I’m on the cusp of a new semester — classes start Monday. Every semester I imagine myself striding purposefully into class, setting down my bag, unpacking my books and syllabi and notes and water bottle and other crap with great deliberation, and proceeding to open young minds to the wonders and beauties — and horrors and brutalities, which are wondrous and awesome in their own right — of the world of culture within which they are all suspended. Then I get there. And… for the most part, excellence does not occur. Yes, I’m a newbie at this — this will be my second year, my fourth semester, teaching — and I actually think I’m pretty good at it, but by 3/4 through the semester I’m just pleased if I get papers that aren’t plagiarised, ecstatic if someone makes a comment or asks a question in class. At some point, it becomes “work” — often rewarding work, but work just the same.

I have excuses. I’m teaching community college, and the students are (for the most part) not the super-students who go on to prestigious universities but the “second rank”, the bright but not exceptional who have managed to satisfy the requirements of the system without breaking a mental sweat. They are poorly prepared for college-level work. My class (Anth 101, Intro to Cultural Anthropology) meets a social science requirement, so most of my students are there not because of any particular interest in anthropology, but because it sounds more interesting then Econ or easier than Soc. They’re young and undisciplined; they’re working adults and unmotivated.

My excuses are all lies.

The real issue is that, so far, I’ve not hit upon the way to induce excellence, to draw it forth and capture it in my classrooms. I’ve modeled myself after my own best professors — and judging by my evaluations and by the growth I see over the course of the class, to more or less good effect — but maybe their way is not my way?

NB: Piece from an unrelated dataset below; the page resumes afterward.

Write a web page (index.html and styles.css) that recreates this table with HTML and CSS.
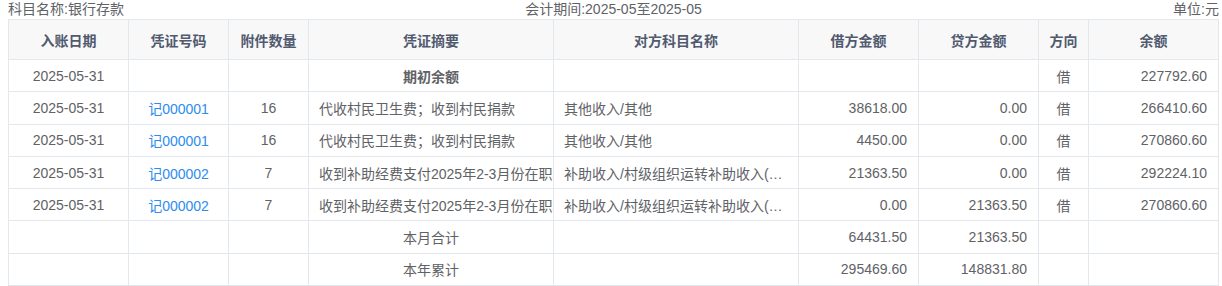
FILE: index.html
```html
<!DOCTYPE html>
<html lang="zh-CN">
<head>
<meta charset="utf-8">
<title>明细账</title>
<link rel="stylesheet" href="styles.css">
</head>
<body>
<div class="page">
  <div class="caption">
    <span class="cap-left">科目名称:银行存款</span>
    <span class="cap-center">会计期间:2025-05至2025-05</span>
    <span class="cap-right">单位:元</span>
  </div>
  <table class="ledger">
    <colgroup>
      <col class="c-date"><col class="c-voucher"><col class="c-att"><col class="c-sum"><col class="c-cp"><col class="c-amt"><col class="c-amt"><col class="c-dir"><col class="c-bal">
    </colgroup>
    <thead>
      <tr>
        <th>入账日期</th><th>凭证号码</th><th>附件数量</th><th>凭证摘要</th><th>对方科目名称</th><th class="pr">借方金额</th><th class="pr">贷方金额</th><th>方向</th><th>余额</th>
      </tr>
    </thead>
    <tbody>
      <tr>
        <td class="center">2025-05-31</td><td></td><td></td><td class="center strong">期初余额</td><td></td><td></td><td></td><td class="center">借</td><td class="right">227792.60</td>
      </tr>
      <tr>
        <td class="center">2025-05-31</td><td class="center"><a class="link">记000001</a></td><td class="center">16</td><td class="left clip">代收村民卫生费；收到村民捐款</td><td class="left ell">其他收入/其他</td><td class="right">38618.00</td><td class="right">0.00</td><td class="center">借</td><td class="right">266410.60</td>
      </tr>
      <tr>
        <td class="center">2025-05-31</td><td class="center"><a class="link">记000001</a></td><td class="center">16</td><td class="left clip">代收村民卫生费；收到村民捐款</td><td class="left ell">其他收入/其他</td><td class="right">4450.00</td><td class="right">0.00</td><td class="center">借</td><td class="right">270860.60</td>
      </tr>
      <tr>
        <td class="center">2025-05-31</td><td class="center"><a class="link">记000002</a></td><td class="center">7</td><td class="left clip">收到补助经费支付2025年2-3月份在职村干部工资</td><td class="left ell">补助收入/村级组织运转补助收入(村干部)</td><td class="right">21363.50</td><td class="right">0.00</td><td class="center">借</td><td class="right">292224.10</td>
      </tr>
      <tr>
        <td class="center">2025-05-31</td><td class="center"><a class="link">记000002</a></td><td class="center">7</td><td class="left clip">收到补助经费支付2025年2-3月份在职村干部工资</td><td class="left ell">补助收入/村级组织运转补助收入(村干部)</td><td class="right">0.00</td><td class="right">21363.50</td><td class="center">借</td><td class="right">270860.60</td>
      </tr>
      <tr>
        <td></td><td></td><td></td><td class="center">本月合计</td><td></td><td class="right">64431.50</td><td class="right">21363.50</td><td></td><td></td>
      </tr>
      <tr>
        <td></td><td></td><td></td><td class="center">本年累计</td><td></td><td class="right">295469.60</td><td class="right">148831.80</td><td></td><td></td>
      </tr>
    </tbody>
  </table>
</div>
</body>
</html>
```

FILE: styles.css
```css
html, body {
  margin: 0;
  padding: 0;
  background: #ffffff;
}

body {
  font-family: "Liberation Sans", "Noto Sans CJK SC", sans-serif;
  font-size: 14px;
  color: #606266;
}

.page {
  padding: 0 3px 0 8px;
}

.caption {
  display: grid;
  grid-template-columns: 1fr auto 1fr;
  height: 19px;
  line-height: 18px;
  font-size: 14px;
  color: #606266;
}

.cap-left { justify-self: start; }
.cap-center { justify-self: center; }
.cap-right { justify-self: end; }

.ledger {
  width: 100%;
  table-layout: fixed;
  border-collapse: collapse;
  border: 1px solid #e3e8ee;
}

.c-date { width: 120px; }
.c-voucher { width: 100px; }
.c-att { width: 80px; }
.c-sum { width: 245px; }
.c-cp { width: 245px; }
.c-amt { width: 120px; }
.c-dir { width: 50px; }
.c-bal { width: auto; }

.ledger th,
.ledger td {
  border: 1px solid #e3e8ee;
  padding: 0 10px;
  white-space: nowrap;
  overflow: hidden;
  vertical-align: middle;
}

.ledger th {
  height: 39px;
  background: #f8f8f9;
  font-weight: bold;
  text-align: center;
  color: #515a6e;
}

.ledger th.pr {
  padding-right: 10px;
}

.ledger td {
  height: 31.3px;
  color: #606266;
}

.center { text-align: center; }
.left { text-align: left; }
.right { text-align: right; }
.ledger td.right { padding-right: 11px; }

.strong {
  font-weight: bold;
  color: #17181a;
}

.clip { text-overflow: clip; }
.ell { text-overflow: ellipsis; }

.link {
  color: #2d8cf0;
  text-decoration: none;
  cursor: pointer;
}
```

So, I ask a question of whoever might be visiting this site and reading this post: how do we inspire excellence in others? How do we build that feedback loop, where the excellence around us draws forth our own best selves, which in turn pushes our intelocutors to even greater heights? I’m sure it can’t just be a matter of “be excellent all the time and those around you will be inspired”. We are not solitary creatures, but instead are enmeshed in networks of sociality, and are shaped by them at the same time we shape them back. Especially for teachers and other leaders, how do we urge our students towards excellence and away from mediocrity? Because ultimately, that’s my job — not to teach them who Franz Boas was or the difference between structuralism, functionalism, and structural functionalism, but to teach them to be excellent.

I’d really be interested in seeing how other people work through this problem, this challenge.

No comments yet to Be Excellent to Each Other

  • Anonymous

    I think “excellence” should be thought of in terms of capabilities rather than performance. If we assume that everyone is capable of excellence then we can look at why someone who didn’t have the same opportunities to attend elite institutions might not perform as well as someone who did. We can teach people not to be intimidated by excellence. We may not all be the next Boas, but we should all feel capable of being in dialog with Boas’ writings, rather than worshiping them as some unobtainable goal.

  • Anonymous

    Thanks Kerim. So here’s my question: how do I instill this feeling of capability, of competence, into my students (or, indeed, into anyone I come into contact with)? One part of it — making the knowledge necessary to competence — I know I do, and do fairly well. But that’s just the “raw material”. I hand them a lump of clay and hope that they produce a tea kettle; how do I get them to *believe* they are capable of it?

    I’m thinking of a book I bought and started reading but never finished, ” Pedagogy of the Oppressed”, by Paulo Freire. Freire advocates pedagogy, particularly literacy training, as a central part of social change movements. Teach the oppressed to read, he argues, and they will begin to lead. (Note: vastly simplified mottoism based on jacket copy and introduction; your results may vary.) I guess what I’m asking is, how do we implement that, given that a) most of my students aren’t there to bring about social change, and b) I’m not dealing with the kind of education gap that characterized the South and Central American peasantries Freire worked with in the ’60s?

    Finally, how do we move the lessons of such a radical pedagogy out of the classroom and into our interactions with everyday people, with non-students? I guess I could follow that up (“finally” is never final here at One Man’s Opinion) by asking if the hubbub over social networking, blogging, and the Internet in general bears on this issue at all?